Brown Berets Lead George Floyd Protest In El Paso

“It just shows unity, all different colors speaking up.”

By Angela KochergaJune 9, 2020 6:49 am, , ,

From KTEP:

An El Paso protest for George Floyd last week marked the return of the Brown Berets,  a group that dates back to the late 1960s.

The Brown Berets of El Chuco, organized the protest in downtown El Paso Tuesday night demanding justice for George Floyd and end to police killings.

“We’re the next generation we’re going to keep the movement strong,” said a man in his early 30s who would only give what he referred to as his native name Quetzalcoatl, the Aztec winged serpent deity.

“It just shows unity, all different colors speaking up,” he said of the group of young demonstrators who protested on the streets of downtown El Paso.

The Chicano civil rights organization was born in Los Angeles in the turbulent 1960s where they organized massive student walkouts to protest educational discrimination in schools. They also fought police brutality.

They are needed again, say Brown Berets who organized the march from Aztec Calendar park to El Paso city hall as a helicopter hovered overhead.  They chanted George Floyd’s name and some of his final words, “I can’t breathe “as he died with a Minneapolis police officer’s knee on his neck.

There was a massive law enforcement presence, including police in riot gear, for about 150 protestors. At a much larger protest Sunday night El Paso police fired tear gas and bean bag projectiles to disperse protestors. Some people at that demonstration posted images of injuries they suffered from the projectiles.

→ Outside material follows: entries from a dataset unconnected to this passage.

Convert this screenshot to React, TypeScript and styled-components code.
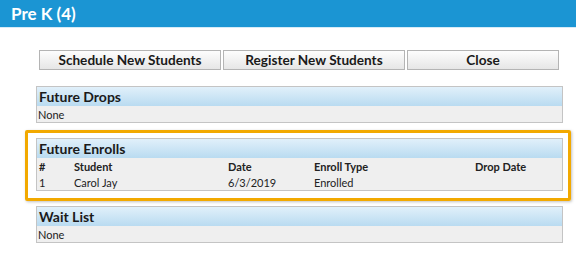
import React from "react";
import styled, { createGlobalStyle } from "styled-components";

const GlobalStyle = createGlobalStyle`
  body {
    margin: 0;
    background: #ffffff;
    font-family: Lato, "Open Sans", Arial, sans-serif;
    color: #222;
  }
`;

const Page = styled.div`
  width: 576px;
  height: 253px;
  overflow: hidden;
  background: #fff;
`;

const TitleBar = styled.div`
  height: 28px;
  background: #1b95d3;
  border-bottom: 1px solid #d6ebf7;
  box-sizing: border-box;
  display: flex;
  align-items: center;
  padding-left: 11px;
  color: #fff;
  font-weight: 700;
  font-size: 17px;
`;

const Content = styled.div`
  display: flex;
  flex-direction: column;
  padding-top: 22px;
`;

const ButtonRow = styled.div`
  display: flex;
  gap: 2px;
  margin-left: 39px;
  margin-bottom: 16px;
`;

const Button = styled.button<{ $w: number }>`
  width: ${(p) => p.$w}px;
  height: 20px;
  box-sizing: border-box;
  border: 1px solid #b4b4b4;
  background: linear-gradient(#fdfdfd, #e6e6e6);
  font-family: Lato, Arial, sans-serif;
  font-weight: 700;
  font-size: 13.6px;
  color: #1a1a1a;
  padding: 0;
  cursor: pointer;
`;

const Panel = styled.section`
  width: 527px;
  margin-left: 36px;
  box-sizing: border-box;
  border: 1px solid #c4c4c4;
  background: #efefef;
`;

const PanelHeader = styled.div`
  height: 19px;
  display: flex;
  align-items: center;
  padding-left: 2px;
  background: linear-gradient(#e1f0fa, #b9dbf1);
  font-weight: 700;
  font-size: 14px;
  color: #1a1a1a;
`;

const BodyRow = styled.div`
  height: 16px;
  display: flex;
  align-items: center;
  padding-left: 1px;
  font-size: 11px;
  color: #222;
`;

const Highlight = styled.div<{ $top: number; $bottom: number }>`
  width: 546px;
  margin-left: 25px;
  margin-top: ${(p) => p.$top}px;
  margin-bottom: ${(p) => p.$bottom}px;
  box-sizing: border-box;
  border: 3px solid #f2a900;
  border-radius: 2px;
  box-shadow: 1px 1px 3px rgba(0, 0, 0, 0.25);
  padding: 5px 0 7px 8px;

  ${Panel} {
    margin-left: 0;
  }
`;

const TableRow = styled.div<{ $head?: boolean }>`
  display: grid;
  grid-template-columns: 35px 154px 86px 161px 1fr;
  padding-left: 2px;
  height: 16px;
  align-items: center;
  font-size: 11px;
  font-weight: ${(p) => (p.$head ? 700 : 400)};
  color: #222;
`;

const columns = ["#", "Student", "Date", "Enroll Type", "Drop Date"];
const enrolls = [{ n: "1", student: "Carol Jay", date: "6/3/2019", type: "Enrolled", drop: "" }];

export default function App() {
  return (
    <Page>
      <GlobalStyle />
      <TitleBar>Pre K (4)</TitleBar>
      <Content>
        <ButtonRow>
          <Button $w={182}>Schedule New Students</Button>
          <Button $w={182}>Register New Students</Button>
          <Button $w={152}>Close</Button>
        </ButtonRow>

        <Panel>
          <PanelHeader>Future Drops</PanelHeader>
          <BodyRow>None</BodyRow>
        </Panel>

        <Highlight $top={7} $bottom={5}>
          <Panel>
            <PanelHeader>Future Enrolls</PanelHeader>
            <TableRow $head>
              {columns.map((c) => (
                <span key={c}>{c}</span>
              ))}
            </TableRow>
            {enrolls.map((e) => (
              <TableRow key={e.n}>
                <span>{e.n}</span>
                <span>{e.student}</span>
                <span>{e.date}</span>
                <span>{e.type}</span>
                <span>{e.drop}</span>
              </TableRow>
            ))}
          </Panel>
        </Highlight>

        <Panel>
          <PanelHeader>Wait List</PanelHeader>
          <BodyRow>None</BodyRow>
        </Panel>
      </Content>
    </Page>
  );
}
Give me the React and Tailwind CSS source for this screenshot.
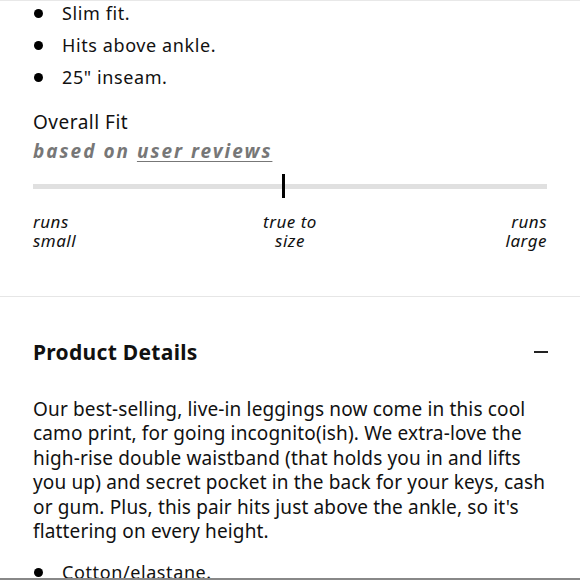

Many of the protestors Tuesday night were on edge, like a 15-year-old girl who said she was so afraid she only wanted to give her nickname, Sam.

“My grandmother brought me. She couldn’t stay because she can’t stand for long. But I was dropped off with my friends. I was told to stay safe so I want to stay on the front line as long as I can.  Every time I see tension rising, I keep going back to the light post.,” she said.

She, like many of the youngest protestors, were not familiar with the original Brown Berets. “I had never heard of them,” she said.

Kenneth Latimer, a 59-year-old African American man, said he was inspired by the young demonstrators who took to the streets and encouraged them to take the next steps to ensure change by turning out at the polls in November.

“Vote! Let me hear it,” he said via megaphone. And the crowd of protestors chanted “Vote! Vote! Vote!”